Unlike what had previously been reported by many media outlets as a 10 minute phone call, the Journal reports that it was 12 minutes, with Trump stressing to Tsai that his top priority was the economy. 
Though Trump initially made it seem as though he was merely receiving what he described as a "congratulatory call," a source who spoke to the Journal also revealed that the meeting had in fact had been planned weeks in advance:
“The conversation was about regional stability,” said the person, adding the call was planned weeks in advance. 
"It marked the first of its kind since at least 1979, when the U.S. established formal relations with Beijing."

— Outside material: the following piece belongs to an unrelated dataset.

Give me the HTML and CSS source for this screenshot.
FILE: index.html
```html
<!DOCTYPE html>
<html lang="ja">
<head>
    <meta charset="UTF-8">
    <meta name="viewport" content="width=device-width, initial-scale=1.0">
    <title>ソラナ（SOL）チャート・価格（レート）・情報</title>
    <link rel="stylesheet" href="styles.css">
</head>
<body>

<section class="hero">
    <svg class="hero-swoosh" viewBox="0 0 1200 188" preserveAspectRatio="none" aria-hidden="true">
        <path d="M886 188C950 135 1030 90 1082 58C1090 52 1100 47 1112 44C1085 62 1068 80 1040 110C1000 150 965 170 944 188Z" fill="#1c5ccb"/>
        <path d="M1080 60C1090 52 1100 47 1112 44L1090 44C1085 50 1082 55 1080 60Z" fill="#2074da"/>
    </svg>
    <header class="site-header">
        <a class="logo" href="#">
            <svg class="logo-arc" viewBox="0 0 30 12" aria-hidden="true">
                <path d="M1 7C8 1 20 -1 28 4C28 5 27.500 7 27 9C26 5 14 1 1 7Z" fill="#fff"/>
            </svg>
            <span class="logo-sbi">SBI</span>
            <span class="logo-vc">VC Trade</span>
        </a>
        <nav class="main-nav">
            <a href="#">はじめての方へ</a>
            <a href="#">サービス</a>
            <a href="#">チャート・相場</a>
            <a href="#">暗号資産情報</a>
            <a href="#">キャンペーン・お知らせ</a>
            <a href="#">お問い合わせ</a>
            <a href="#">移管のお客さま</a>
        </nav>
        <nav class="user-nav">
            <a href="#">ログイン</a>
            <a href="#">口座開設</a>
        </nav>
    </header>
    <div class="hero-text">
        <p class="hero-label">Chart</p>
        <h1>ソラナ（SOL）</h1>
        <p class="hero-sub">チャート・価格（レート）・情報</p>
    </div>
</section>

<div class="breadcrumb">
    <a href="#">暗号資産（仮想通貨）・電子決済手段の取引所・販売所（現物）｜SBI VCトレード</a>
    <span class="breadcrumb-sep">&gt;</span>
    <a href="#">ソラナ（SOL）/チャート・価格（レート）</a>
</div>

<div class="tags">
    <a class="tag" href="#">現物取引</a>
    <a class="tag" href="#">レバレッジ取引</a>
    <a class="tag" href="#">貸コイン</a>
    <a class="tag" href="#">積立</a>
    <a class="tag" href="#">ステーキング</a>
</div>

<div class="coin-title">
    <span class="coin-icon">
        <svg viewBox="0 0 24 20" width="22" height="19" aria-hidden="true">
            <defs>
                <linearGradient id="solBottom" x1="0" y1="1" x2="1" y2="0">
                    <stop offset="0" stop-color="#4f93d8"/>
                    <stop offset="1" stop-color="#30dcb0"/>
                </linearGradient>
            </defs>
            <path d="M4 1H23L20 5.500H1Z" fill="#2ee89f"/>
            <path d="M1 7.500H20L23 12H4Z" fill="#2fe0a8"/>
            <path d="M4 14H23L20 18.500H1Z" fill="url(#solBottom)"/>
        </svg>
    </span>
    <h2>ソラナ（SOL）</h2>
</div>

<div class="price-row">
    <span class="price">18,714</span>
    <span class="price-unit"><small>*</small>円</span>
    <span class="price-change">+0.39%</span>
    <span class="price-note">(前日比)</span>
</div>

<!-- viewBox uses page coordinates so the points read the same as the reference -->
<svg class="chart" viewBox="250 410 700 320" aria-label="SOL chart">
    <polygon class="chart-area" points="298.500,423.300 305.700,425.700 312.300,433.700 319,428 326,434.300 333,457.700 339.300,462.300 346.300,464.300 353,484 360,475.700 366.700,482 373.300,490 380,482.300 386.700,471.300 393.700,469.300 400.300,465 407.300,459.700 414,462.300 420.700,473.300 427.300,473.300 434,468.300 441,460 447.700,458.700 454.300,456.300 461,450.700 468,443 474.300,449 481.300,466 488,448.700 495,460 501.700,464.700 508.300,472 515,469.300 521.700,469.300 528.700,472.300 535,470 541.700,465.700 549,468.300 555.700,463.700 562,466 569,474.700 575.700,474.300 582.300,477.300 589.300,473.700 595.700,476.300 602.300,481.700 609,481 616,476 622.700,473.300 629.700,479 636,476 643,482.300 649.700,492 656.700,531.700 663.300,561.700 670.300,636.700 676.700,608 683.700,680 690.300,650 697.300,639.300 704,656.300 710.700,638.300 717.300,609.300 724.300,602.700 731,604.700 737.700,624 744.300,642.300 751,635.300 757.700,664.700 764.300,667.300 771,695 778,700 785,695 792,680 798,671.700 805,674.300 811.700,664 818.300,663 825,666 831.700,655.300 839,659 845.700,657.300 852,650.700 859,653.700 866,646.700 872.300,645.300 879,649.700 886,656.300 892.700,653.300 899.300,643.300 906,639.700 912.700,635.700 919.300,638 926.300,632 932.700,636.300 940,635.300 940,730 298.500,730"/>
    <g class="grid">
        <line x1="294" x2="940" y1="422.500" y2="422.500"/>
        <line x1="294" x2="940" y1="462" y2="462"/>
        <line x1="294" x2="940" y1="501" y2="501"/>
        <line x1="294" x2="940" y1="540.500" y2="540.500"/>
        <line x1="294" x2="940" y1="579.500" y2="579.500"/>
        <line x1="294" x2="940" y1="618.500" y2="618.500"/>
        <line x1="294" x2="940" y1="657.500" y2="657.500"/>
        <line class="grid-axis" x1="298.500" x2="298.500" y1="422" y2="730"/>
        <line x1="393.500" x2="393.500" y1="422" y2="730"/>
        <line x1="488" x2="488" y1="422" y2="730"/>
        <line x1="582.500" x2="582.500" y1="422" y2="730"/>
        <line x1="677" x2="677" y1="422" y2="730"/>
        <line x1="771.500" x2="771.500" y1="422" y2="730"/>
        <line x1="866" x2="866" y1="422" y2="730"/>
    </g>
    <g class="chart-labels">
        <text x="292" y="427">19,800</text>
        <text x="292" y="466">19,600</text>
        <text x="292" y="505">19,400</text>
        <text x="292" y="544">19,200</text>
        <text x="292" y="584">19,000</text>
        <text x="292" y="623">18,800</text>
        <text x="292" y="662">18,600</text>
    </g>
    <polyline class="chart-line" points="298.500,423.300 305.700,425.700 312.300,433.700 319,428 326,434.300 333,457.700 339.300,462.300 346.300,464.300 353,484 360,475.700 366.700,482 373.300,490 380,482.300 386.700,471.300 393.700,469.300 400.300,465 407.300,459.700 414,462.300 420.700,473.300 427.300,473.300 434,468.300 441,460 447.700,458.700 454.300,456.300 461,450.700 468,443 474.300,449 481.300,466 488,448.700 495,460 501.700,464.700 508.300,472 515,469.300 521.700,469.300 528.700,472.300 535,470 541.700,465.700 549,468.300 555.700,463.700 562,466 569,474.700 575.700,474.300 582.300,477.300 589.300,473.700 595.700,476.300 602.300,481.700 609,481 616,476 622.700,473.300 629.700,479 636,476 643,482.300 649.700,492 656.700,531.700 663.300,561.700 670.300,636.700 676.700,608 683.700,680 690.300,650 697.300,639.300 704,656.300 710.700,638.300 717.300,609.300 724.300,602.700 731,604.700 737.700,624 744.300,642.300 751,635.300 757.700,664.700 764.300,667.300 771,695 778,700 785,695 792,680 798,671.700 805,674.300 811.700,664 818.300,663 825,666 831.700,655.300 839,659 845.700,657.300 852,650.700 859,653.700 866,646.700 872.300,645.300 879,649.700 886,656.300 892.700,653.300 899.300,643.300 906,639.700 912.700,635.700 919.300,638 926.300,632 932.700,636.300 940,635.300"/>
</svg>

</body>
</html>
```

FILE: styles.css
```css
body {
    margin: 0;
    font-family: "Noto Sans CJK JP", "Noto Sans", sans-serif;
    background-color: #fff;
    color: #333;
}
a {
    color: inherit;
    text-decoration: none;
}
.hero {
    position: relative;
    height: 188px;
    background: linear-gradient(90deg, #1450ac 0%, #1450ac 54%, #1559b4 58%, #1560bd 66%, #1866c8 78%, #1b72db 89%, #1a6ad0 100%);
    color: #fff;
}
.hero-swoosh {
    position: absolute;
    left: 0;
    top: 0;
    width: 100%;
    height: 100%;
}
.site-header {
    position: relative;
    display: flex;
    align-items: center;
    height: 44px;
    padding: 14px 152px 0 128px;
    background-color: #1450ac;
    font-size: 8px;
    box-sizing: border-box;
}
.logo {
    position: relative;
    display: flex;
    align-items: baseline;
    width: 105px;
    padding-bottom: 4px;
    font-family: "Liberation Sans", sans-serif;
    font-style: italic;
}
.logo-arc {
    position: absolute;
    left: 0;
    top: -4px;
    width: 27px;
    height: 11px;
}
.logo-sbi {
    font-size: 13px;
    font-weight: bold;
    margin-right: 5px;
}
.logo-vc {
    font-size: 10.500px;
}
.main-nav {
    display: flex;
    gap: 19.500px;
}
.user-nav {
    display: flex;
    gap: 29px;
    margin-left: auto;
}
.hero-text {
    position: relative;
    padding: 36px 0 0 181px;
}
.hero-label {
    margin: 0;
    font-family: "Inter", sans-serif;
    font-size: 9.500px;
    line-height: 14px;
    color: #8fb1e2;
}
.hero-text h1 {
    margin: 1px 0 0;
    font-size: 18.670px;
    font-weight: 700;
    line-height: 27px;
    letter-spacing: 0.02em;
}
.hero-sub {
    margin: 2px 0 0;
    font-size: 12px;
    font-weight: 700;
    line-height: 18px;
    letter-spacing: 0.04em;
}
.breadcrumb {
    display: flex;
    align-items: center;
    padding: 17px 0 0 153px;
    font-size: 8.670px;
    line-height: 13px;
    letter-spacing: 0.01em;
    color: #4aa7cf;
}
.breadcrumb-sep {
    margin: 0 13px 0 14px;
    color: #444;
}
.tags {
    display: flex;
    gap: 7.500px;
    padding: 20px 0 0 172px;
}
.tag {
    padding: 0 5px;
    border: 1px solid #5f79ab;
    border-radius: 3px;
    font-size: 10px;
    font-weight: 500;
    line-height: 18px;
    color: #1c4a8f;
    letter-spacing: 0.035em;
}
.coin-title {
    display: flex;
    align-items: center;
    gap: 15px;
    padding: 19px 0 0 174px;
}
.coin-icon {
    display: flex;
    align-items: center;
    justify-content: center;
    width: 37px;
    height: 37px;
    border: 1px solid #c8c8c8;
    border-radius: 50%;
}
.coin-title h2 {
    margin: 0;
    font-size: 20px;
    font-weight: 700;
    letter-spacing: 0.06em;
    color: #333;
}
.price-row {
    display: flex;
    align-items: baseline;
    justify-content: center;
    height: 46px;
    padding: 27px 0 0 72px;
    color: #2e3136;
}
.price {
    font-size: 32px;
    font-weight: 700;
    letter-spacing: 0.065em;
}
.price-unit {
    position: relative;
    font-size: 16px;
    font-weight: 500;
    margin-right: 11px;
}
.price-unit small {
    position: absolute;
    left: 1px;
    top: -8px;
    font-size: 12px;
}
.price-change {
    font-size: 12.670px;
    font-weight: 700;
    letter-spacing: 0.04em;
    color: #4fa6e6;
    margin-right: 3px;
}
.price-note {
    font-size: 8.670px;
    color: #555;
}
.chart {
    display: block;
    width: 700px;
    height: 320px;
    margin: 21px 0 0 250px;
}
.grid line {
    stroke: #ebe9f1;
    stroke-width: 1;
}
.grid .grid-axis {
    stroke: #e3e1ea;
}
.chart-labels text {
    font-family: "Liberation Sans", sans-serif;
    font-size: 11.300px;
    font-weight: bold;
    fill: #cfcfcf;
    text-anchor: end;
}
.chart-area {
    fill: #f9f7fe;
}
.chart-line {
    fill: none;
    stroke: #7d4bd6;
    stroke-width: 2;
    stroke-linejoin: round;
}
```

Tsai too had been planning for the call, with a prepared set of talking points and was surrounded by Taiwan's foreign minister, David Lee, as well as two top National Security Council officials and her spokesman, Alex Huang, according to the Journal.
In a recent 20-minute interview with VOA in Chinese, Stephen Yates, a deputy security advisor to former US vice president Dick Cheney and current chairman of the Idaho Republican Party, said that with his extensive experience in the Greater China region, he has been approached by the Trump team for advice and insights. 
He told the Journal that Tsai's name was on Trump's list of foreign leaders to contact by phone for at least a week saying, "To my knowledge, Taiwan was on that list early, and it took some time to arrange.”
Yates, who is now in the running for a post in Trump's administration, is currently on a trip to Taiwan "to meet and exchange ideas with old friends in Taiwan." 
There has been media speculation that he is planning to meet with major leaders of Taiwan's government, possibly including President Tsai Ing-wen, but he has yet to publicly acknowledge such reports.
According to media reports, Yates was a Mormon missionary in Taiwan in the 1980s, speaks fluent Mandarin and developed a close relationship with Taiwan while working at Heritage Foundation.